Nick retired in 2014, but he didn’t stop there. He explains how other opportunities came about and have been extremely interesting. A colleague approached him with an offer to be a non-executive Chairman of the Board. They were evaluating either selling the business or taking it public. His colleague knew Nick had the perfect background for this challenge.
Nick evaluated the company and its current situation. He was able to help them network in the right financial circles. The company eventually sold to US Silica. Nick and his colleague still work on projects. They’ve been good friends for many years.
His friend Joe Kraft from Alliance contacted him. This eventually led to a seat on the Alliance board. He’s enjoyed that role for the past 7 years. Alliance has a stellar reputation in the industry.
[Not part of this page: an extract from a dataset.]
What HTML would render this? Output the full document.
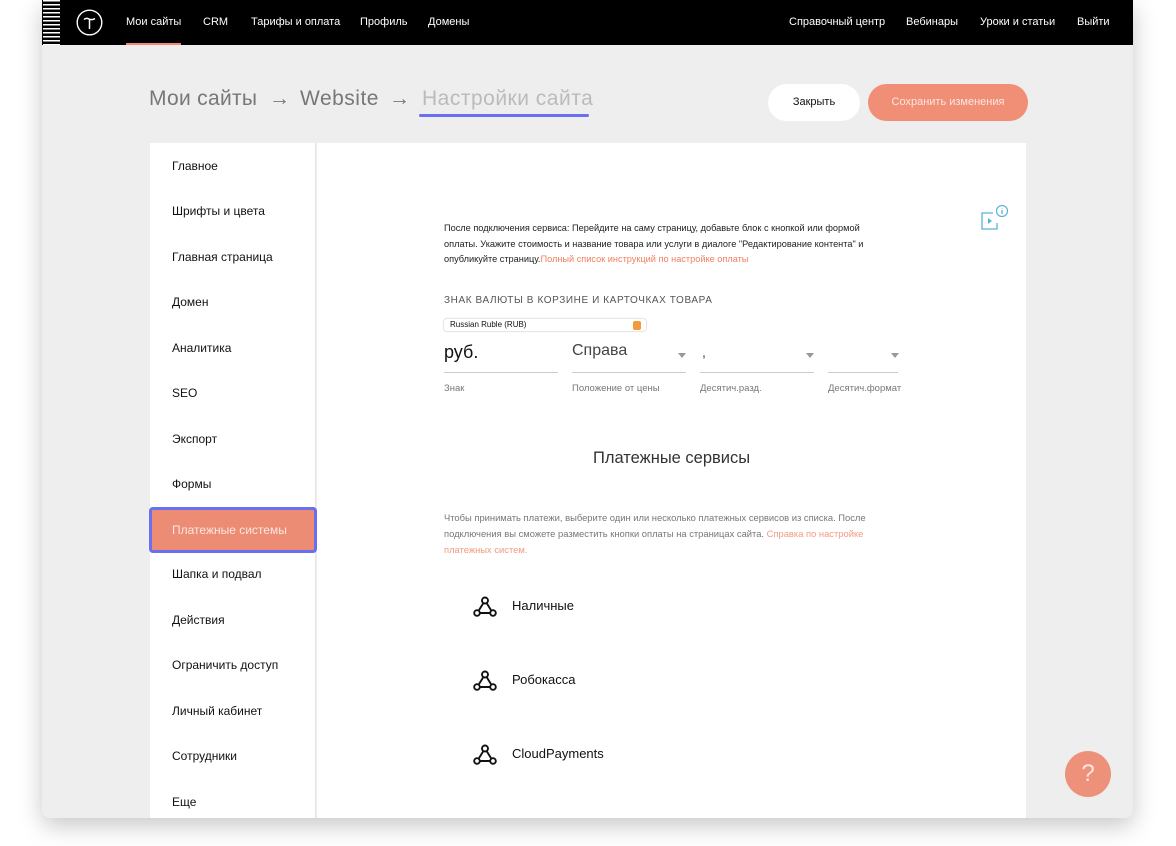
<!DOCTYPE html>
<html><head><meta charset="utf-8"><style>
*{margin:0;padding:0;box-sizing:border-box}
body{width:1176px;height:846px;background:#fff;position:relative;overflow:hidden;font-family:"Liberation Sans","Noto Sans CJK SC",sans-serif;color:#000}
.win{position:absolute;left:42px;top:0;width:1091px;height:818px;background:#eeeeee;border-radius:0 0 8px 8px;box-shadow:0 8px 24px rgba(0,0,0,.22);overflow:hidden}
.nav{position:absolute;left:0;top:0;width:1091px;height:45px;background:#000}
.strip{position:absolute;left:1px;top:0;width:17px;height:45px;background:repeating-linear-gradient(180deg,#fff 0 1.5px,#000 1.5px 4px)}
.a{position:absolute;font-size:11px;color:#fff;top:16px;white-space:nowrap}
.abs{position:absolute;white-space:nowrap}
.bc{position:absolute;top:87px;font-size:21px;color:#777;white-space:nowrap}
.side{position:absolute;left:108px;top:143px;width:166px;height:680px;background:#fff;border-right:1px solid #e6e6e6}
.side div{position:absolute;left:22px;font-size:12px;color:#111}
.main{position:absolute;left:275px;top:143px;width:709px;height:680px;background:#fff}
.ul{position:absolute;border-bottom:1px solid #ccc}
.lbl{position:absolute;font-size:9.5px;color:#777}
.tri{position:absolute;width:0;height:0;border-left:4px solid transparent;border-right:4px solid transparent;border-top:5px solid #999}
.ps{position:absolute;font-size:13px;color:#111}
</style></head><body>
<div class="win">
<div class="nav">
<div class="strip"></div>
<svg class="abs" style="left:34px;top:9px" width="27" height="27" viewBox="0 0 27 27"><circle cx="13.5" cy="13.5" r="12.3" fill="none" stroke="#fff" stroke-width="1.4"/><path d="M8 10.5 Q10 8.5 13 10 Q16 11.5 19 9.5 M13.5 10.5 V20" fill="none" stroke="#fff" stroke-width="1.5"/></svg>
<div class="a" style="left:84px">Мои сайты</div>
<div class="abs" style="left:84px;top:43px;width:55px;height:2px;background:#f4876e"></div>
<div class="a" style="left:161px">CRM</div>
<div class="a" style="left:209px">Тарифы и оплата</div>
<div class="a" style="left:318px">Профиль</div>
<div class="a" style="left:386px">Домены</div>
<div class="a" style="left:747px">Справочный центр</div>
<div class="a" style="left:864px">Вебинары</div>
<div class="a" style="left:938px">Уроки и статьи</div>
<div class="a" style="left:1035px">Выйти</div>
</div>
<div class="bc" style="left:107px;letter-spacing:0.3px">Мои сайты</div>
<div class="bc" style="left:227px">→</div>
<div class="bc" style="left:258px;letter-spacing:0.5px">Website</div>
<div class="bc" style="left:347px">→</div>
<div class="bc" style="left:380px;color:#bbb;letter-spacing:0.5px">Настройки сайта</div>
<div class="abs" style="left:377px;top:114px;width:170px;height:3px;background:#6a6ff0;border-radius:2px"></div>
<div class="abs" style="left:726px;top:84px;width:92px;height:37px;background:#fff;border-radius:19px;font-size:11px;text-align:center;line-height:37px;color:#111">Закрыть</div>
<div class="abs" style="left:826px;top:84px;width:160px;height:37px;background:#f08f76;border-radius:19px;font-size:11px;text-align:center;line-height:37px;color:#fde6df">Сохранить изменения</div>
<div class="side">
<div style="top:16px">Главное</div>
<div style="top:61px">Шрифты и цвета</div>
<div style="top:107px">Главная страница</div>
<div style="top:152px">Домен</div>
<div style="top:198px">Аналитика</div>
<div style="top:243px">SEO</div>
<div style="top:289px">Экспорт</div>
<div style="top:334px">Формы</div>
<div style="top:424px">Шапка и подвал</div>
<div style="top:470px">Действия</div>
<div style="top:515px">Ограничить доступ</div>
<div style="top:561px">Личный кабинет</div>
<div style="top:606px">Сотрудники</div>
<div style="top:652px">Еще</div>
</div>
<div class="abs" style="left:107px;top:507px;width:168px;height:46px;background:#ec8c74;border:3px solid #6a6ff0;border-radius:4px;color:#fde6df;font-size:12px;padding:13px 0 0 20px">Платежные системы</div>
<div class="main">
<svg class="abs" style="left:662px;top:62px" width="30" height="28" viewBox="0 0 30 28"><path d="M14 8 H3 V24 H18 V18" fill="none" stroke="#5ab3d6" stroke-width="1.3"/><path d="M9 13 L13 16 L9 19 Z" fill="#5ab3d6"/><circle cx="23" cy="6" r="5.5" fill="#fff" stroke="#5ab3d6" stroke-width="1.2"/><path d="M23 5 V9 M23 3 V3.5" stroke="#5ab3d6" stroke-width="1.3"/></svg>
<div class="abs" style="left:127px;top:78px;font-size:9.2px;line-height:15.5px;color:#222;white-space:normal;width:440px">После подключения сервиса: Перейдите на саму страницу, добавьте блок с кнопкой или формой оплаты. Укажите стоимость и название товара или услуги в диалоге "Редактирование контента" и опубликуйте страницу.<span style="color:#f08060">Полный список инструкций по настройке оплаты</span></div>
<div class="abs" style="left:127px;top:152px;font-size:10px;letter-spacing:.6px;color:#555">ЗНАК ВАЛЮТЫ В КОРЗИНЕ И КАРТОЧКАХ ТОВАРА</div>
<div class="abs" style="left:127px;top:176px;width:202px;height:12px;background:#fff;border-radius:3px;box-shadow:0 0 1px 1px #e3e3e3;font-size:8px;padding:1px 0 0 6px;color:#111">Russian Ruble (RUB)</div>
<div class="abs" style="left:316px;top:178px;width:8px;height:9px;background:#f29a3c;border-radius:2px"></div>
<div class="abs" style="left:127px;top:199px;font-size:18px;color:#111">руб.</div>
<div class="abs" style="left:255px;top:199px;font-size:16px;color:#444">Справа</div>
<div class="abs" style="left:385px;top:201px;font-size:14px;color:#444">,</div>
<div class="tri" style="left:361px;top:210px"></div>
<div class="tri" style="left:489px;top:210px"></div>
<div class="tri" style="left:574px;top:210px"></div>
<div class="ul" style="left:127px;top:229px;width:114px"></div>
<div class="ul" style="left:255px;top:229px;width:114px"></div>
<div class="ul" style="left:383px;top:229px;width:114px"></div>
<div class="ul" style="left:511px;top:229px;width:70px"></div>
<div class="lbl" style="left:127px;top:240px">Знак</div>
<div class="lbl" style="left:255px;top:240px">Положение от цены</div>
<div class="lbl" style="left:383px;top:240px">Десятич.разд.</div>
<div class="lbl" style="left:511px;top:240px">Десятич.формат</div>
<div class="abs" style="left:276px;top:306px;font-size:16.5px;color:#333">Платежные сервисы</div>
<div class="abs" style="left:127px;top:367px;font-size:9.4px;line-height:16px;color:#777;white-space:normal;width:440px">Чтобы принимать платежи, выберите один или несколько платежных сервисов из списка. После подключения вы сможете разместить кнопки оплаты на страницах сайта. <span style="color:#f29a80">Справка по настройке платежных систем.</span></div>
<svg class="abs" style="left:156px;top:453px" width="24" height="22" viewBox="0 0 24 22"><g fill="none" stroke="#111" stroke-width="1.9"><circle cx="12" cy="4.5" r="3"/><circle cx="4" cy="17" r="2.8"/><circle cx="20" cy="17" r="2.8"/><path d="M10.4 7 L5.6 14.7 M13.6 7 L18.4 14.7 M6.8 17 H17.2"/></g></svg>
<div class="ps" style="left:195px;top:455px">Наличные</div>
<svg class="abs" style="left:156px;top:527px" width="24" height="22" viewBox="0 0 24 22"><g fill="none" stroke="#111" stroke-width="1.9"><circle cx="12" cy="4.5" r="3"/><circle cx="4" cy="17" r="2.8"/><circle cx="20" cy="17" r="2.8"/><path d="M10.4 7 L5.6 14.7 M13.6 7 L18.4 14.7 M6.8 17 H17.2"/></g></svg>
<div class="ps" style="left:195px;top:529px">Робокасса</div>
<svg class="abs" style="left:156px;top:601px" width="24" height="22" viewBox="0 0 24 22"><g fill="none" stroke="#111" stroke-width="1.9"><circle cx="12" cy="4.5" r="3"/><circle cx="4" cy="17" r="2.8"/><circle cx="20" cy="17" r="2.8"/><path d="M10.4 7 L5.6 14.7 M13.6 7 L18.4 14.7 M6.8 17 H17.2"/></g></svg>
<div class="ps" style="left:195px;top:603px">CloudPayments</div>
</div>
<div class="abs" style="left:1023px;top:751px;width:46px;height:46px;border-radius:50%;background:#ee917a;color:#fde6df;font-size:24px;text-align:center;line-height:46px">?</div>
</div>
</body></html>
Nick also serves on the board of Community Trust Bank. Another one of his friends invested in a Canadian iron ore mine and offered him a seat on its board. Nick served a term as its chairman.
On the personal side, Nick has been able to rekindled his love for FFA. He served on the board of the Kentucky FFA Foundation. The foundation actively supports many of the young members’ involvement and activities. Nick believes many of the opportunities are life changing for the FFA members. Recently, the organization asked Nick to assume the role of Chairman of the Board in 2023 for a 2-year term.
Nick has also been able to be actively involve with his college fraternity, Farmhouse. He served as President of the Alumni Association for 3 years.
Final Questions for Nick
What Book Would He Give as a Gift?
· Nick comments that the one book that seriously changed his life is Atlas Shrugged, by Ayn Rand. He also recommends any book written by Ray Dalio. Growing up, Nick says the Bible, obviously was extremely influential to his life.
What Message Would He Put on a Billboard?
· Without pause, Nick answers, “Protect Your Reputation.”